Fleetwood manager Joey Barton had his own complaint about referee Carl Boyeson.

"It was a good game, a good competitive fixture with two good sides having a right old ding-dong," he said.

"When that happens as we thought, during the week, your set plays have got to be on the money and the game is ultimately decided on a set play.

"It’s a strange one [Harry] Souttar is going to win the header and then just puts his arm out and obviously Norwood runs into it and the ref awards a freekick.

"You do see them awarded from time to time, sometimes you don’t and then the aftermath of that is, at the end of the day, it should have been a freekick to us because Norwood then decides to push our wall and the law change says you can’t be within a metre of the wall.

"I’m disappointed that the officials have missed that but then we’ve got to follow in and also be alive for [keeper] Alex [Cairns] making the save, even making sure that we pick up the seconds.

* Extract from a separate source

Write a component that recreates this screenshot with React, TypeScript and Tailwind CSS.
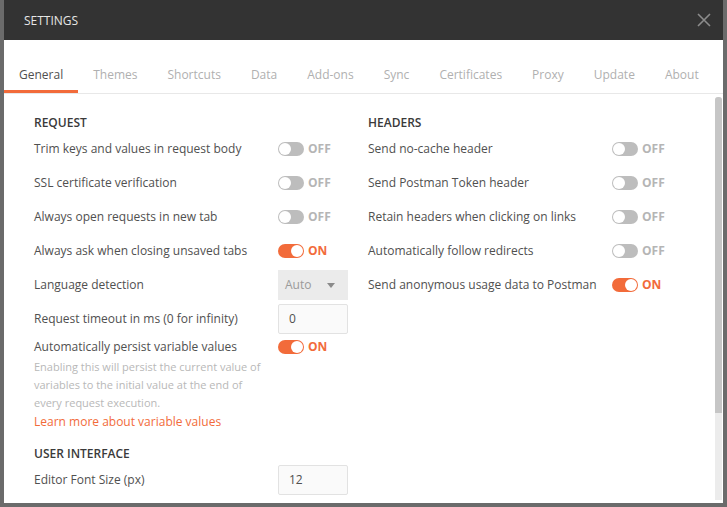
const tabs = ["General", "Themes", "Shortcuts", "Data", "Add-ons", "Sync", "Certificates", "Proxy", "Update", "About"]

const Toggle = ({ on }: { on: boolean }) => (
    <div className="flex items-center">
        <div className={`relative w-[26px] h-[14px] rounded-full ${on ? "bg-[#f26b3a]" : "bg-[#bdbdbd]"}`}>
            <div className={`absolute top-[1px] w-[12px] h-[12px] rounded-full bg-white ${on ? "right-[1px]" : "left-[1px]"}`} />
        </div>
        <span className={`ml-[4px] text-[12px] font-bold ${on ? "text-[#f26b3a]" : "text-[#b5b5b5]"}`}>{on ? "ON" : "OFF"}</span>
    </div>
)

const Row = ({ label, children }: { label: string, children: React.ReactNode }) => (
    <div className="flex items-center h-[34px]">
        <div className="w-[244px] text-[12px] text-[#505050]">{label}</div>
        {children}
    </div>
)

const Heading = ({ text }: { text: string }) => (
    <div className="h-[17px] text-[12px] font-semibold text-[#3a3a3a] leading-4">{text}</div>
)

const Box = ({ value }: { value: string }) => (
    <div className="w-[70px] h-[30px] border border-[#e2e2e2] bg-[#fafafa] rounded-[2px] flex items-center pl-[10px] text-[12px] text-[#505050]">{value}</div>
)

export default function App() {
    return (
        <div className="w-[727px] h-[507px] bg-[#6b6b6b] px-[4px] pb-[4px] overflow-hidden" style={{ fontFamily: '"Open Sans", sans-serif' }}>
            <div className="h-full bg-white flex flex-col">
                <div className="h-10 shrink-0 bg-[#333333] flex items-center justify-between pl-5 pr-[12px]">
                    <span className="text-[12px] text-[#e6e6e6] mt-[1px]">SETTINGS</span>
                    {/* close */}
                    <svg width="14" height="14" viewBox="0 0 14 14" className="text-[#8c8c8c]">
                        <path d="M1 1L13 13M13 1L1 13" stroke="currentColor" strokeWidth="1.6" />
                    </svg>
                </div>
                <div className="h-[54px] shrink-0 flex items-end border-b border-[#e8e8e8]">
                    {tabs.map((t, i) => (
                        <div key={t} className={`px-[15px] pb-[6px] text-[12px] border-b-[3px] ${i === 0 ? "border-[#f26b3a] text-[#505050]" : "border-transparent text-[#b0b0b0]"}`}>
                            {t}
                        </div>
                    ))}
                </div>
                <div className="flex-1 flex min-h-0">
                    <div className="flex-1 grid grid-cols-[334px_1fr] pl-[30px] pt-[21px]">
                        <div>
                            <Heading text="REQUEST" />
                            <Row label="Trim keys and values in request body"><Toggle on={false} /></Row>
                            <Row label="SSL certificate verification"><Toggle on={false} /></Row>
                            <Row label="Always open requests in new tab"><Toggle on={false} /></Row>
                            <Row label="Always ask when closing unsaved tabs"><Toggle on={true} /></Row>
                            <Row label="Language detection">
                                <div className="w-[70px] h-[30px] bg-[#ebebeb] flex items-center justify-between pl-[7px] pr-[13px] text-[12px] text-[#9a9a9a]">
                                    <span>Auto</span>
                                    <span className="w-0 h-0 border-l-[4px] border-r-[4px] border-t-[5px] border-l-transparent border-r-transparent border-t-[#8a8a8a]" />
                                </div>
                            </Row>
                            <Row label="Request timeout in ms (0 for infinity)"><Box value="0" /></Row>
                            <div className="flex items-center h-[22px]">
                                <div className="w-[244px] text-[12px] text-[#505050]">Automatically persist variable values</div>
                                <Toggle on={true} />
                            </div>
                            <div className="w-[232px] text-[11px] leading-[18px] text-[#b8b8b8]">
                                Enabling this will persist the current value of variables to the initial value at the end of every request execution.
                            </div>
                            <div className="mt-[1px] text-[12px] leading-[18px] text-[#f26b3a]">Learn more about variable values</div>
                            <div className="mt-[15px]">
                                <Heading text="USER INTERFACE" />
                            </div>
                            <Row label="Editor Font Size (px)"><Box value="12" /></Row>
                        </div>
                        <div>
                            <Heading text="HEADERS" />
                            <Row label="Send no-cache header"><Toggle on={false} /></Row>
                            <Row label="Send Postman Token header"><Toggle on={false} /></Row>
                            <Row label="Retain headers when clicking on links"><Toggle on={false} /></Row>
                            <Row label="Automatically follow redirects"><Toggle on={false} /></Row>
                            <Row label="Send anonymous usage data to Postman"><Toggle on={true} /></Row>
                        </div>
                    </div>
                    <div className="w-[7px] mr-[1px] mt-[3px] mb-[3px] bg-[#ececec] rounded-t-[3px] flex flex-col">
                        <div className="h-[316px] bg-[#c6c6c6] rounded-t-[3px]" />
                    </div>
                </div>
            </div>
        </div>
    )
}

"We didn’t do that and you get punished when you play teams of a lesser standard and lesser individuals, you might get away with that. When you play the good sides in your division, you do get punished.

"After that we’ve had a good go, created a good chance with Ash Hunter’s header and almost connected at the back post from Ched [Evans], but then the flipside of that is you are pushing on to try and get yourselves back into the game and they have a couple of opportunities.

"The penalty being the one that should put the game to bed, but whilst it was 1-0, the lads kept fighting and the fans stayed with them.

"As I say, we can play better than that. Too many of our top players weren’t at their top level and when you play good teams you can’t do that. There’s not much between the two sides.”